* [Work required]: Leave out the pictures, and retype only the lines from the beginning of the material through the line that contains "import clsx from 'clsx';", including both.

* [Data block]:

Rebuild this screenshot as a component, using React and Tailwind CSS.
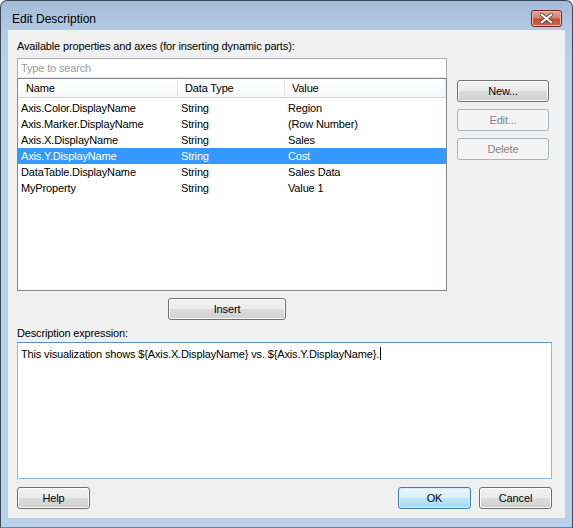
import clsx from 'clsx';

const rows = [
  { name: 'Axis.Color.DisplayName', type: 'String', value: 'Region' },
  { name: 'Axis.Marker.DisplayName', type: 'String', value: '(Row Number)' },
  { name: 'Axis.X.DisplayName', type: 'String', value: 'Sales' },
  { name: 'Axis.Y.DisplayName', type: 'String', value: 'Cost', selected: true },
  { name: 'DataTable.DisplayName', type: 'String', value: 'Sales Data' },
  { name: 'MyProperty', type: 'String', value: 'Value 1' },
];

function Btn({ children, className, disabled, def }) {
  return (
    <div
      className={clsx(
        'flex items-center justify-center rounded-[3px] border text-[11px]',
        disabled
          ? 'border-[#adb2b5] bg-[#f4f4f4] text-[#838383]'
          : def
          ? 'border-[#3c7fb1] bg-[linear-gradient(to_bottom,#eaf6fd_0%,#d9f0fc_50%,#bee6fd_50%,#a7d9f5_100%)] shadow-[inset_0_0_0_1px_#d6ecf8] text-black'
          : 'border-[#707070] bg-[linear-gradient(to_bottom,#f2f2f2_0%,#ebebeb_50%,#dddddd_50%,#cfcfcf_100%)] shadow-[inset_0_0_0_1px_#fcfcfc] text-black',
        className
      )}
    >
      {children}
    </div>
  );
}

export default function App() {
  return (
    <div className="w-[573px] h-[528px] bg-white font-['Liberation_Sans',Arial,sans-serif] tracking-[-0.15px]">
      <div className="w-[573px] h-[528px] flex flex-col rounded-t-[7px] border border-[#3a4857] border-b-[#1aa3c4] bg-[linear-gradient(to_bottom,#a3bcd8_0px,#b4cbe5_30px,#b9d1ea_60px)]">
        {/* title bar */}
        <div className="h-[29px] flex items-start justify-between">
          <div className="pl-[11px] pt-[11px] text-[12px] leading-[15px] tracking-normal text-black">Edit Description</div>
          <div className="mt-[9px] mr-[10px] w-[31px] h-[17px] rounded-[3px] border border-[#6e2a22] bg-[linear-gradient(to_bottom,#e8a493_0%,#d88270_45%,#c44a32_55%,#d06a48_100%)] shadow-[inset_0_0_0_1px_#eab7aa] flex items-center justify-center">
            <svg width="13" height="11" viewBox="0 0 13 11">
              <path d="M1.5 1.5 L11.5 9.5 M11.5 1.5 L1.5 9.5" stroke="#5a4a4a" strokeWidth="3.6" strokeLinecap="round" />
              <path d="M1.5 1.5 L11.5 9.5 M11.5 1.5 L1.5 9.5" stroke="#ffffff" strokeWidth="2" strokeLinecap="round" />
            </svg>
          </div>
        </div>

        {/* client area */}
        <div className="ml-[7px] mr-[7px] h-[488px] bg-[#f0f0f0] flex flex-col pl-[9px] text-[11px] text-black">
          <div className="mt-[10px] h-[13px] leading-[13px]">Available properties and axes (for inserting dynamic parts):</div>

          <div className="mt-[5px] flex">
            <div className="w-[430px] flex flex-col">
              <div className="h-[20px] border border-[#abadb3] border-b-[#e3e9ef] bg-white flex items-center pl-[3px] text-[#9a9a9a]">
                Type to search
              </div>
              <div className="h-[213px] border border-[#828790] bg-white flex flex-col">
                <div className="h-[19px] flex border-b border-[#d5d5d5] bg-[linear-gradient(to_bottom,#ffffff,#f7f8fa)]">
                  <div className="w-[160px] pl-[8px] flex items-center border-r border-[#e5e5e5]">Name</div>
                  <div className="w-[107px] pl-[7px] flex items-center border-r border-[#e5e5e5]">Data Type</div>
                  <div className="flex-1 pl-[7px] flex items-center border-r border-[#e5e5e5]">Value</div>
                </div>
                <div className="pt-[2px] flex flex-col">
                  {rows.map((r) => (
                    <div
                      key={r.name}
                      className={clsx(
                        'h-[16px] flex items-center',
                        r.selected ? 'bg-[#3399ff] text-white' : 'text-black'
                      )}
                    >
                      <div className="w-[160px] pl-[3px]">{r.name}</div>
                      <div className="w-[107px] pl-[3px]">{r.type}</div>
                      <div className="flex-1 pl-[3px]">{r.value}</div>
                    </div>
                  ))}
                </div>
              </div>
            </div>

            <div className="ml-[10px] pt-[22px] flex flex-col gap-[7px]">
              <Btn className="w-[92px] h-[22px]">New...</Btn>
              <Btn className="w-[92px] h-[22px]" disabled>Edit...</Btn>
              <Btn className="w-[92px] h-[22px]" disabled>Delete</Btn>
            </div>
          </div>

          <Btn className="mt-[7px] ml-[151px] w-[118px] h-[22px]">Insert</Btn>

          <div className="mt-[7px] h-[13px] leading-[13px]">Description expression:</div>

          <div className="mt-[2px] w-[535px] h-[137px] border border-[#8fb8de] border-t-[#5a8fc4] bg-white pl-[3px] pt-[3px]">
            <span className="leading-[13px]">This visualization shows ${'{'}Axis.X.DisplayName{'}'} vs. ${'{'}Axis.Y.DisplayName{'}'}.</span>
            <span className="inline-block w-[1px] h-[13px] bg-black align-[-2px] ml-[1px]"></span>
          </div>

          <div className="mt-[8px] flex w-[535px]">
            <Btn className="w-[73px] h-[22px]">Help</Btn>
            <div className="flex-1"></div>
            <Btn className="w-[73px] h-[22px]" def>OK</Btn>
            <Btn className="ml-[8px] w-[73px] h-[22px]">Cancel</Btn>
          </div>
        </div>
      </div>
    </div>
  );
}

* [Reply to the task]:
Rebuild this screenshot as a component, using React and Tailwind CSS.
import clsx from 'clsx';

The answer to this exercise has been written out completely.